State and Main Streets anchor the compact commercial center of this city tucked away in the foothills of the Green Mountains. The laid-back, walkable downtown makes Montpelier feel more like a small town than a bustling government center. Tourists may stop by Montpelier’s Capitol Region Visitor Center at 134 State Street to obtain maps and information about top attractions around Montpelier.

A visit to Montpelier should begin with a tour of the State House. The white Renaissance Revival-style building, the third one on this site, was completed in 1859. It incorporates the stately Greek-inspired portico from the second capitol building, which burned down in 1857. Reflecting one of the state’s key industries, a statue of Agriculture crowns the 57-foot-high dome, which is covered in gold leaf. Much of the capitol’s interior has been restored to its mid-19th-century appearance. On the second floor, the Hall of Flags in the vestibule displays 68 silk Civil War flags borne by Vermont regiments.

Next to the State House, another of the city’s top attractions is the Vermont History Museum. Visitors amble through an Abenaki wigwam and see a re-creation of the Catamount Tavern in Bennington, which served as the headquarters for Ethan Allen and his Green Mountain Boys. These are both contained in the museum’s permanent exhibit, Freedom and Unity. This phrase echoes the state motto and details Vermont’s storied past from the early 1600s to the present.

Hardy tourists can hike uphill to Hubbard Park. Pine, hemlock, white birch and sugar maple trees adorn the 185 acres with seven miles of trails. One of the best things to do in Montpelier is ascending the 54-foot observation tower. The tower is the highest point in the park, offering a bird’s-eye view of Montpelier and environs.

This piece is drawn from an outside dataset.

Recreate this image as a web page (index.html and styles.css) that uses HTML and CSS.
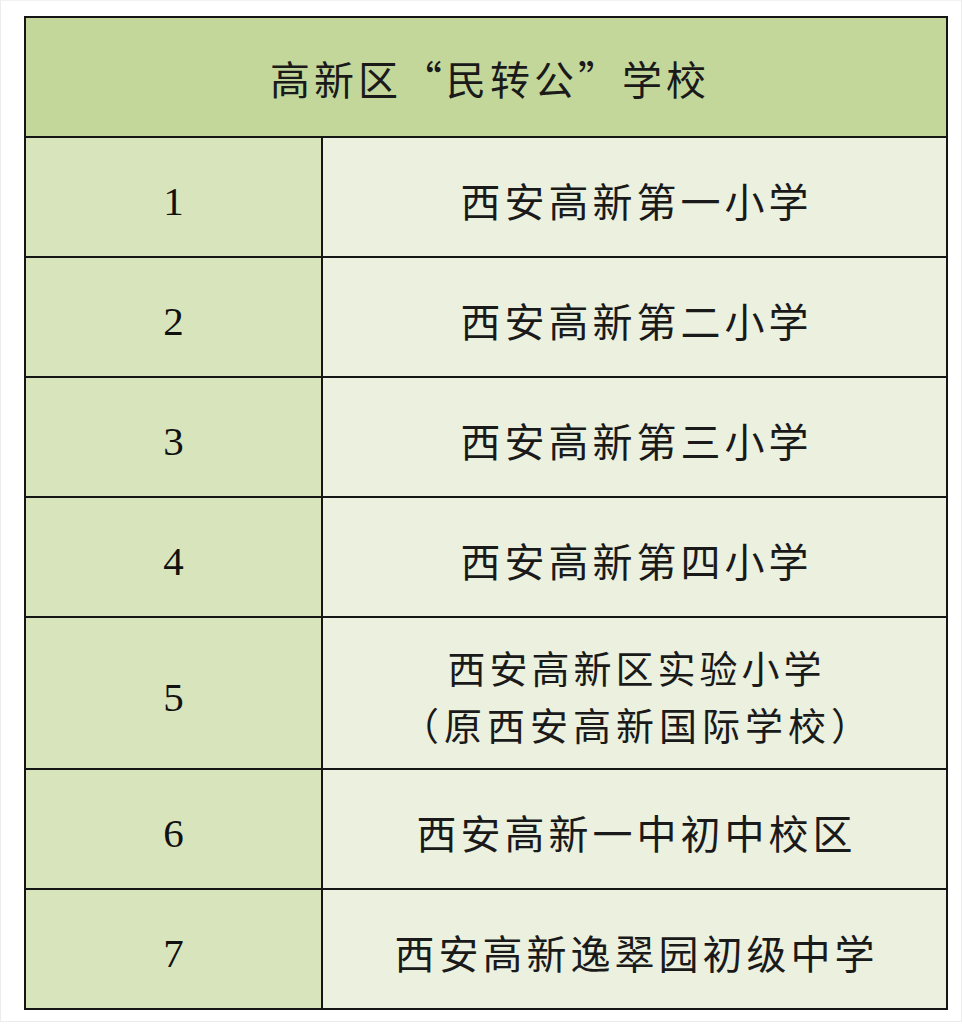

Foodies find the local Montpelier restaurant scene delightful, thanks in part to the existence of the New England Culinary Institute (NECI). Supplied by fresh, organic ingredients from the vendors at the Capital City Farmers Market and helmed by graduates from NECI, Montpelier’s independently owned restaurants and cafes dish up plenty of tasty fare. The seasonal farmers market is held Saturdays at the corner of State and Elm streets downtown.

No one should leave town without sampling some local Vermont maple syrup. Among the favorite things to do in Montpelier is a trip to Morse Farm Maple Sugarworks. The best time to go is during sugaring time in the spring. A real treat at the farm is “sugar on snow,” or hot maple syrup drizzled over shaved ice.

Of course, northern Vermont is synonymous with skiing. Montpelier is just a 30-minute drive from Stowe, the renowned ski resort set at the foot of Mt. Mansfield, Vermont’s highest peak.